Static pushover test technology and experimental study of spring-underground structure system considering soil-structure interaction

地下结构静力推覆试验由于具有模型结构尺寸较大、应力水平可控等优点,适用于研究抗震性能问题。为了解决考虑土-结构相互作用的土-地下结构体系静力推覆试验过程复杂、费用昂贵的问题,研究了试验过程相对简单、可近似考虑土-结构相互作用的弹簧-地下结构体系静力推覆试验技术,通过引入弹簧单元模拟结构所受初始土压力及推覆过程中的土-结构相互作用,通过压缩模型两侧弹簧及施加竖向均布荷载以模拟结构所受初始土压力,通过限制模型底部水平位移,并在模型侧顶部作用水平推力将模型自初始状态推至破坏以模拟结构所受水平地震作用。以1995年日本阪神地震中破坏的Daikai车站为原型,制作几何缩尺比为1/5的模型,基于上述试验装置设计了详细的试验方案,开展弹簧-地下结构体系静力推覆试验以验证该试验方法的可行性。
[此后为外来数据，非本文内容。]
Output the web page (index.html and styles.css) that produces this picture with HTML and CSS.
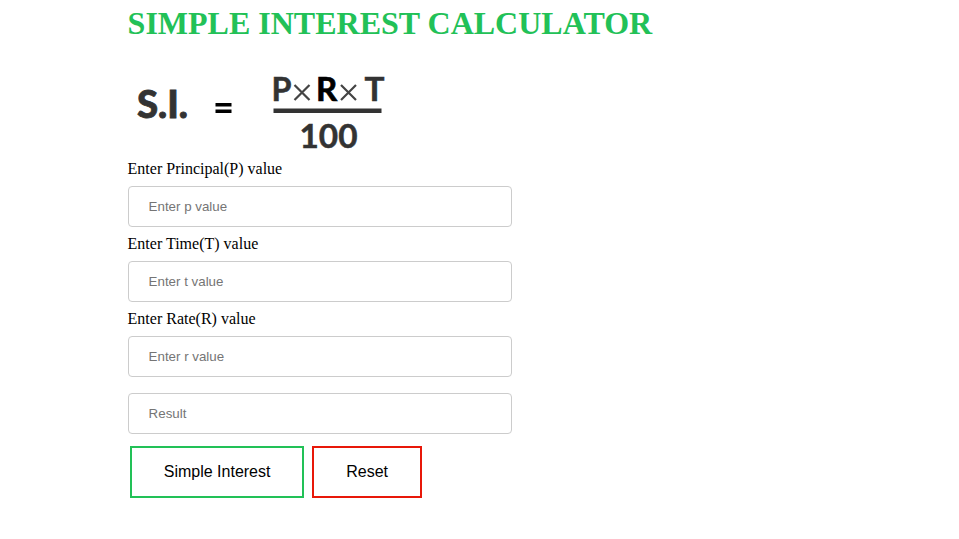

通过试验得到模型受力全过程剪力-层间位移能力曲线、模型结构裂缝发展部位及结构破坏形态,分析试验结果可知,在地震作用过程中,周围土体对地下结构的约束作用明显,周围土体的存在提高了地下结构的抗侧向倒塌能力,中柱是模型结构的薄弱构件。

Static pushover test of underground structures is an ideal method in seismic research due to its large model structure size and controllable stress level. In order to solve the problem of complex and expensive static pushover test process for soil-underground structure system considering soil-structure interaction, a simple static pushover test technology considering spring-underground structure system was proposed which can approximately consider the soil-structure interaction. Steel springs were set to simulate the initial earth pressure and soil-structure interaction during the pushover process. In the test, the springs on both sides of the structure were compressed and vertical uniformly distributed load was applied to simulate the initial earth pressure on the structure. The springs also limited the horizontal displacement of the bottom of the structure, and a horizontal thrust was applied on the top of one side of the structure to push the structure from the initial state to failure to simulate the horizontal seismic action on the structure. The test object was a scaled model of the Daikai station damaged in the 1995 Hanshin earthquake in Japan, and the geometric scale ratio of the model structure was 1/5. Based on the test device, a detailed test scheme was designed, and the feasibility of this test assumption was verified by carrying out the test. The relationship between the shear capacity of the test object and structural inner-story drift could be obtained by analyzing the test results. The weak components and the failure mode of the structure were studied. It can be seen that the surrounding soil had an obvious restraint effect on the underground structures during the earthquake process, and the surrounding soil improved the lateral collapse resistance of the underground structures, the middle column was the weak member of the model structure.